------ Data block ------
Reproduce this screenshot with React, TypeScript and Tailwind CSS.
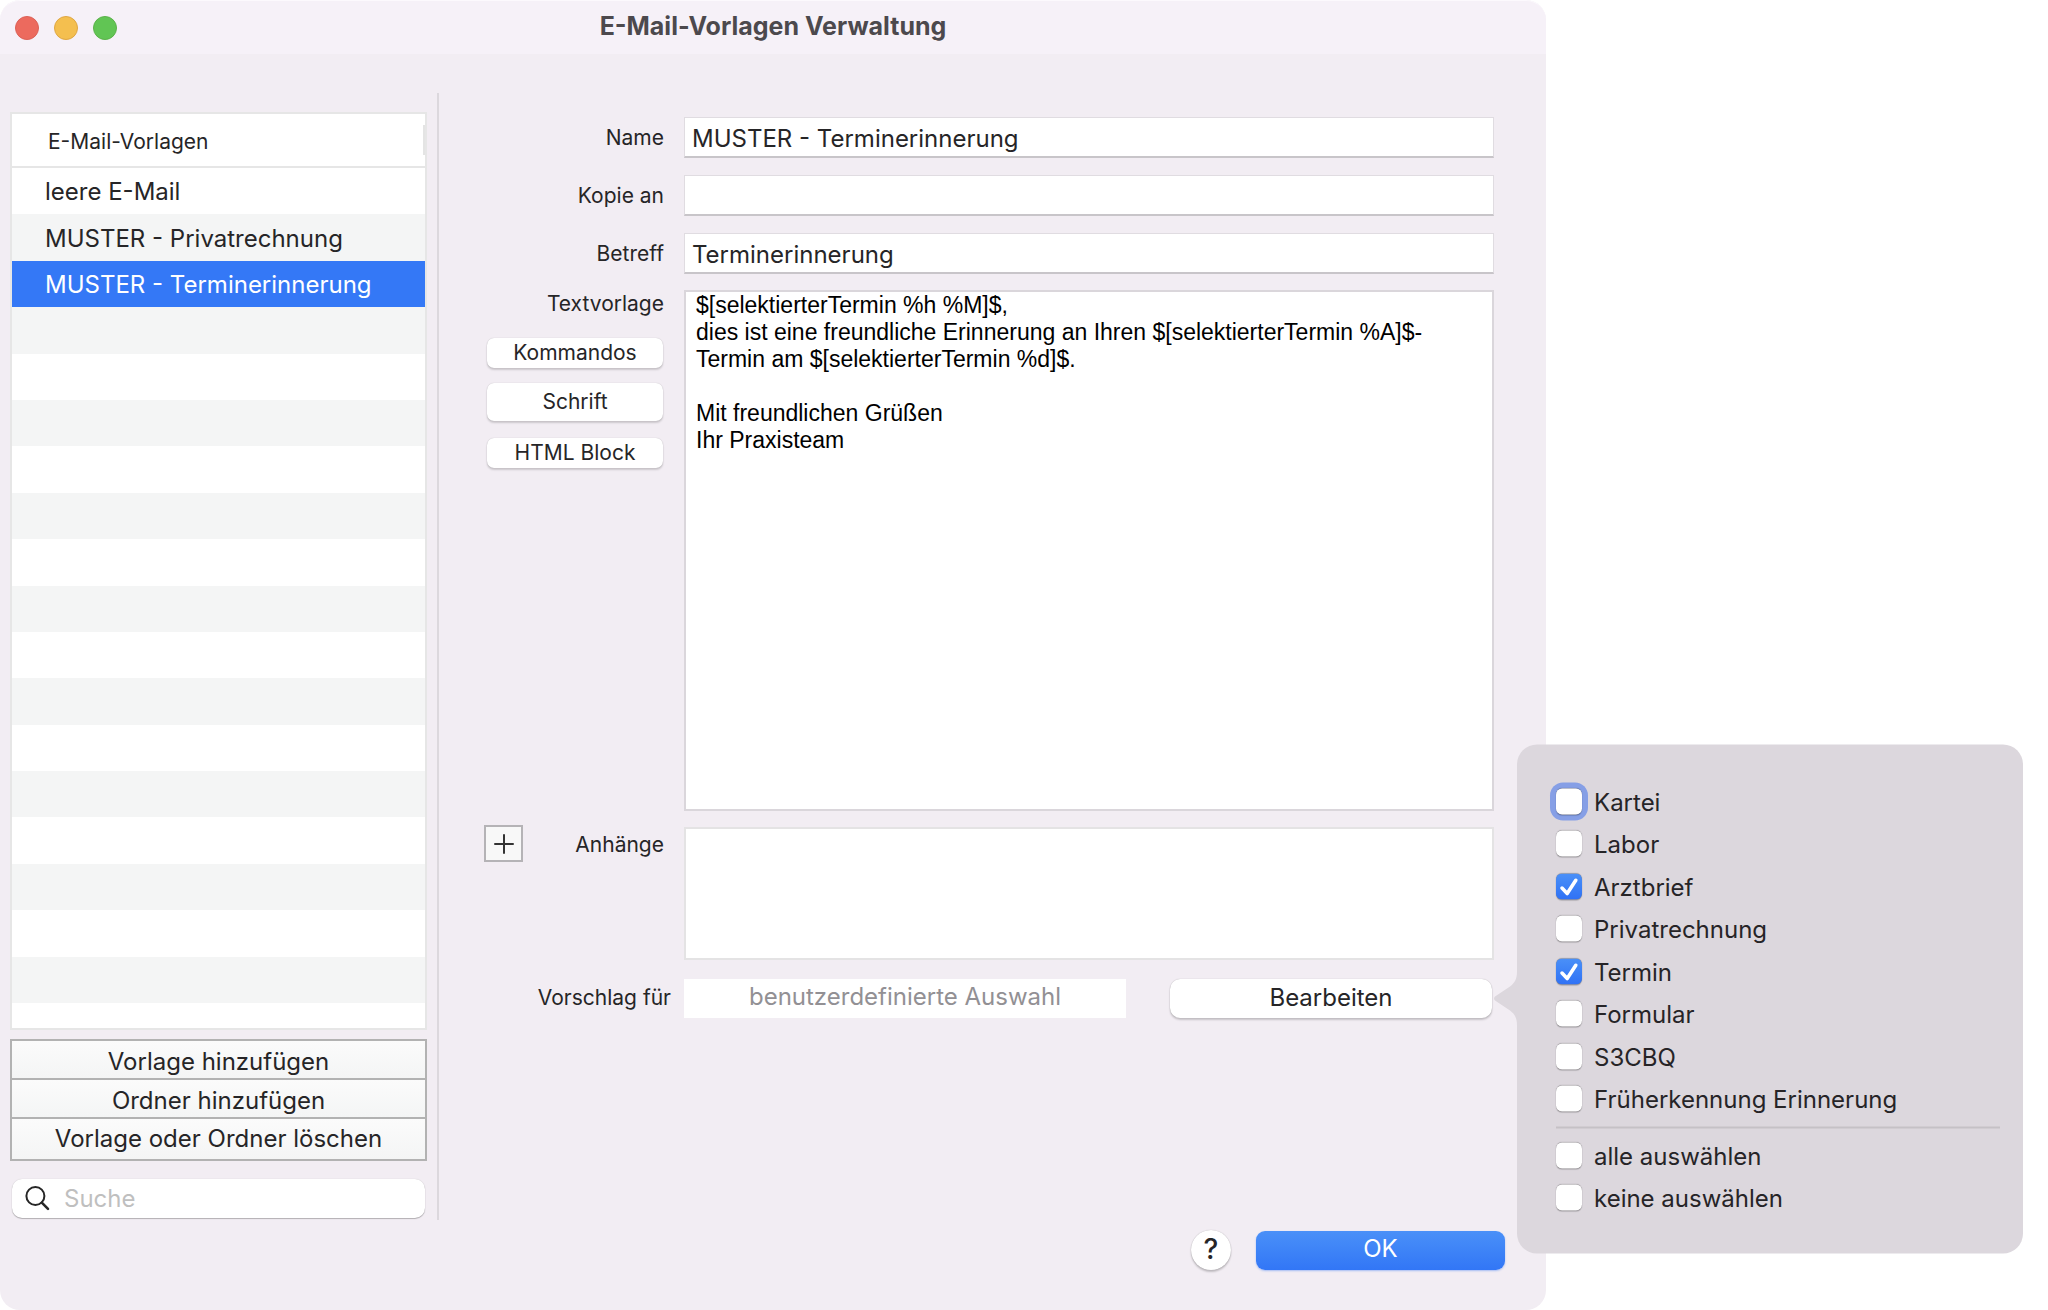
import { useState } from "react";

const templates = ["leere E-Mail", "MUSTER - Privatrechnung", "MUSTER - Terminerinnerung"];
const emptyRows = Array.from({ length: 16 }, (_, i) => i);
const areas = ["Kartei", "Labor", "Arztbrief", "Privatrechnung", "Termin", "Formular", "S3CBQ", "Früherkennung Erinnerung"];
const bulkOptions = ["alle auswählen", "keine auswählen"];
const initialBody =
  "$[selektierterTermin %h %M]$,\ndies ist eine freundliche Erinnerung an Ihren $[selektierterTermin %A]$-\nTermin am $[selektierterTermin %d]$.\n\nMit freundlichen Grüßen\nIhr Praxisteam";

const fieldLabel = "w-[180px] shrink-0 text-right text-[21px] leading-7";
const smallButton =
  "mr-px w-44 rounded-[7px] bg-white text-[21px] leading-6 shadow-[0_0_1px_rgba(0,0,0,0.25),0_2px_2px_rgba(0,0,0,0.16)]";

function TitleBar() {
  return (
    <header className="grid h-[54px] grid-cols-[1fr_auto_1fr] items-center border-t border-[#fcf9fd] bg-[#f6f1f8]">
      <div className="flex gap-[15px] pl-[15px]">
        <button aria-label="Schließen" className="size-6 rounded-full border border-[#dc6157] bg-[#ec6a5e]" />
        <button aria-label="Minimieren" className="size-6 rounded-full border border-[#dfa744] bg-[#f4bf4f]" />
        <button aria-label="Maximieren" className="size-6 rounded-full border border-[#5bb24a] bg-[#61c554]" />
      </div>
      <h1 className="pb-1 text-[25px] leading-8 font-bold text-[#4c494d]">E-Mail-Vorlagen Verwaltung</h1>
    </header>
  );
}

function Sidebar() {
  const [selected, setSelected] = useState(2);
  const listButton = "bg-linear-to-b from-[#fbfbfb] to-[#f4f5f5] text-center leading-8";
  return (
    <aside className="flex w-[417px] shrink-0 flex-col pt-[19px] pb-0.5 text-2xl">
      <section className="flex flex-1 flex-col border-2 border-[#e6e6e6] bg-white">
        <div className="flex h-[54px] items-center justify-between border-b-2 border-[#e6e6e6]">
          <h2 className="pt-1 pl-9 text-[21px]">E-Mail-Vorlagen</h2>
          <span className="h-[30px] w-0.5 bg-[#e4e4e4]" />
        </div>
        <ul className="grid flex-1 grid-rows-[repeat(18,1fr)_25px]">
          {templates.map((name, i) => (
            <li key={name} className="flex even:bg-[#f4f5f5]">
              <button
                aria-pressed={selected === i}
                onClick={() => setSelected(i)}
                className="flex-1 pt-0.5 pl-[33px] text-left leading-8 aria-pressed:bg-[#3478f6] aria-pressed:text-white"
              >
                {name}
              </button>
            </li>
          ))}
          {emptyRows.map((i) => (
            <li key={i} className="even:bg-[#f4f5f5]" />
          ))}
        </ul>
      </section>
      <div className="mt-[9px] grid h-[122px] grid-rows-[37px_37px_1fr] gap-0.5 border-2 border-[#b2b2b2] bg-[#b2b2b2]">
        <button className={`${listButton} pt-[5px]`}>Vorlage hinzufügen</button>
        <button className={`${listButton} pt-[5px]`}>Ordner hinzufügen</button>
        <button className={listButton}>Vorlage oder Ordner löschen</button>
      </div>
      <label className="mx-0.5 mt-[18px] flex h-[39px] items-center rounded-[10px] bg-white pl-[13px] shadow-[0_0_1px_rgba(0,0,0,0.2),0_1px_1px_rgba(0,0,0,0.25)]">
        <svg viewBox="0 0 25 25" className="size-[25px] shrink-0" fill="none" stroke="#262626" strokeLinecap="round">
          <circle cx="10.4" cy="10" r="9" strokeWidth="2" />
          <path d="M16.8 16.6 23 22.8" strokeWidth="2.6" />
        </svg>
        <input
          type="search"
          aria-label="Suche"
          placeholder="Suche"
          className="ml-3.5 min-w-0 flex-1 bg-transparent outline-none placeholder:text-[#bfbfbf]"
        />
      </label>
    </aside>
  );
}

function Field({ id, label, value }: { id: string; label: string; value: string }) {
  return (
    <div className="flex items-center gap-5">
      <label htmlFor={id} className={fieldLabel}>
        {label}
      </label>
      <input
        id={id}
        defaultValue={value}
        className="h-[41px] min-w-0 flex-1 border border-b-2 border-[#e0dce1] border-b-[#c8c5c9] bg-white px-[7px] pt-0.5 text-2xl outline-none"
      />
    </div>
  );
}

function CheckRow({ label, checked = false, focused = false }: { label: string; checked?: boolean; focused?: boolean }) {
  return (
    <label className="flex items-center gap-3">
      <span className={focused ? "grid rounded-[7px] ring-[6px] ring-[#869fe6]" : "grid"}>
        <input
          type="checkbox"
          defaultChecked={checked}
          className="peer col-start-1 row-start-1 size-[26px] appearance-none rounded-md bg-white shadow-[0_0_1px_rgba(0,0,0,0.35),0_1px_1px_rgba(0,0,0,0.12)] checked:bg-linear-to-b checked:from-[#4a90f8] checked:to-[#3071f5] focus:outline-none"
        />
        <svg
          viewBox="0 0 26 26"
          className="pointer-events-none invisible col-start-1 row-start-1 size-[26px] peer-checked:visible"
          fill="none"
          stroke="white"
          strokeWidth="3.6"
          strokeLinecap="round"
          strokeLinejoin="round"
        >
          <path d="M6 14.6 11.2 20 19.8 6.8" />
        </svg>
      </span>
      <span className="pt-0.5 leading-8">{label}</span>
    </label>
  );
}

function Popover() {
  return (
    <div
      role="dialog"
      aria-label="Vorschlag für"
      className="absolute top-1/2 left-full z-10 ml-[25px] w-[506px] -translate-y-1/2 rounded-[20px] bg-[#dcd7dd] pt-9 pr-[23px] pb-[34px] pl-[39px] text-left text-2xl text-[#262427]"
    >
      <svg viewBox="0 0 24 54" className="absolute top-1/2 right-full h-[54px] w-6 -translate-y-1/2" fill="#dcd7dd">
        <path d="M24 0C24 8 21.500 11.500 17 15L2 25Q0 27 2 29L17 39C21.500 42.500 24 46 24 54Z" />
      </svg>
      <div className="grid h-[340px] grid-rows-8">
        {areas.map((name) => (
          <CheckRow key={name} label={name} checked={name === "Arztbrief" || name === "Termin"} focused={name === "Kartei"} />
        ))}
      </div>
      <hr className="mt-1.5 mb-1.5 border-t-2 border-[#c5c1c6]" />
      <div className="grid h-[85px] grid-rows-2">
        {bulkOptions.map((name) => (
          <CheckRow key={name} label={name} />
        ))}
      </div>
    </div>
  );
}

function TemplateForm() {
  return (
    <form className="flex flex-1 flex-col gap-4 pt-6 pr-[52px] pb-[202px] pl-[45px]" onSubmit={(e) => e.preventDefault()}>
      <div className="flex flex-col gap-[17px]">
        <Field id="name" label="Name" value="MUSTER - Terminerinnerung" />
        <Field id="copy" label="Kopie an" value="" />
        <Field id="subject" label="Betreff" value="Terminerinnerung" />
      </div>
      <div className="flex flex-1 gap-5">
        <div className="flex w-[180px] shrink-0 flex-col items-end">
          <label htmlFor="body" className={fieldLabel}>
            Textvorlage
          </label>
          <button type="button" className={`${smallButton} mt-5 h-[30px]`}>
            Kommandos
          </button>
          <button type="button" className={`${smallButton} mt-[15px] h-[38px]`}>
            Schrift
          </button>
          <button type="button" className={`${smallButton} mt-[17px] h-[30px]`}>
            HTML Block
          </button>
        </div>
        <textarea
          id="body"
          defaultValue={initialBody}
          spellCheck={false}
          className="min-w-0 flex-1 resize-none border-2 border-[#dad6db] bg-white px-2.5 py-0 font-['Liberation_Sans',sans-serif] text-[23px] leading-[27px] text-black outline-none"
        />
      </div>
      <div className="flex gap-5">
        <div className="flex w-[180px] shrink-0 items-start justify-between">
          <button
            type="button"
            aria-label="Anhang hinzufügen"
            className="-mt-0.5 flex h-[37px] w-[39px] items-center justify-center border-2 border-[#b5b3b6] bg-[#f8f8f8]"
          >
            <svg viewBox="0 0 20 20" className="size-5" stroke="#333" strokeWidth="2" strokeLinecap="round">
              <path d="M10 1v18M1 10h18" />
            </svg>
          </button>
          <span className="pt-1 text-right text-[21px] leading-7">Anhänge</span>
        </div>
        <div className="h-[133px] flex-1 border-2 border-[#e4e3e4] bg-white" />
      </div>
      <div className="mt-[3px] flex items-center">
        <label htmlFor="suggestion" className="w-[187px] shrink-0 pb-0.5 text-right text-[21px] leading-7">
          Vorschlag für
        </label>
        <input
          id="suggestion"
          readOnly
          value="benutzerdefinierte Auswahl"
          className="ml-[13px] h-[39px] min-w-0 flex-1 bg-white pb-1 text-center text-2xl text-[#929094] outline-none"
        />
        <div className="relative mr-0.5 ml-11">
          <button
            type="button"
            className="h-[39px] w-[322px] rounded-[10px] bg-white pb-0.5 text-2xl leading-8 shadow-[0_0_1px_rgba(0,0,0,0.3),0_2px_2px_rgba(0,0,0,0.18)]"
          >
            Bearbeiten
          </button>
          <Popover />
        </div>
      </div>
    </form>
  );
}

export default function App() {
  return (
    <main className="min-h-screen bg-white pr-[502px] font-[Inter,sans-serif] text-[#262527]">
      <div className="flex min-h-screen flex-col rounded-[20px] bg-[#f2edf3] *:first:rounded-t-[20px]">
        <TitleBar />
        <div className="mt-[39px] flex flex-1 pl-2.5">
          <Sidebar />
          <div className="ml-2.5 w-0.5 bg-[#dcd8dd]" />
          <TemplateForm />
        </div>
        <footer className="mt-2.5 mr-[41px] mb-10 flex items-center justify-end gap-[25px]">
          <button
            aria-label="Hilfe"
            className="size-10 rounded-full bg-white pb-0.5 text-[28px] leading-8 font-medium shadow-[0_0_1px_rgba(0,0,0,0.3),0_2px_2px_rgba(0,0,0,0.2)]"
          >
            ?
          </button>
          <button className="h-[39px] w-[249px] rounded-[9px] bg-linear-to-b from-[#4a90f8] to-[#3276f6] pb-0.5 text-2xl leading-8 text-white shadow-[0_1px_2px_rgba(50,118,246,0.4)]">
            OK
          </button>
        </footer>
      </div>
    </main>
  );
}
------
Give again, exactly, the lines from the start of the data through the one holding "ist eine freundliche"; omit the pictures.

- Answer to this problem -
Reproduce this screenshot with React, TypeScript and Tailwind CSS.
import { useState } from "react";

const templates = ["leere E-Mail", "MUSTER - Privatrechnung", "MUSTER - Terminerinnerung"];
const emptyRows = Array.from({ length: 16 }, (_, i) => i);
const areas = ["Kartei", "Labor", "Arztbrief", "Privatrechnung", "Termin", "Formular", "S3CBQ", "Früherkennung Erinnerung"];
const bulkOptions = ["alle auswählen", "keine auswählen"];
const initialBody =
  "$[selektierterTermin %h %M]$,\ndies ist eine freundliche Erinnerung an Ihren $[selektierterTermin %A]$-\nTermin am $[selektierterTermin %d]$.\n\nMit freundlichen Grüßen\nIhr Praxisteam";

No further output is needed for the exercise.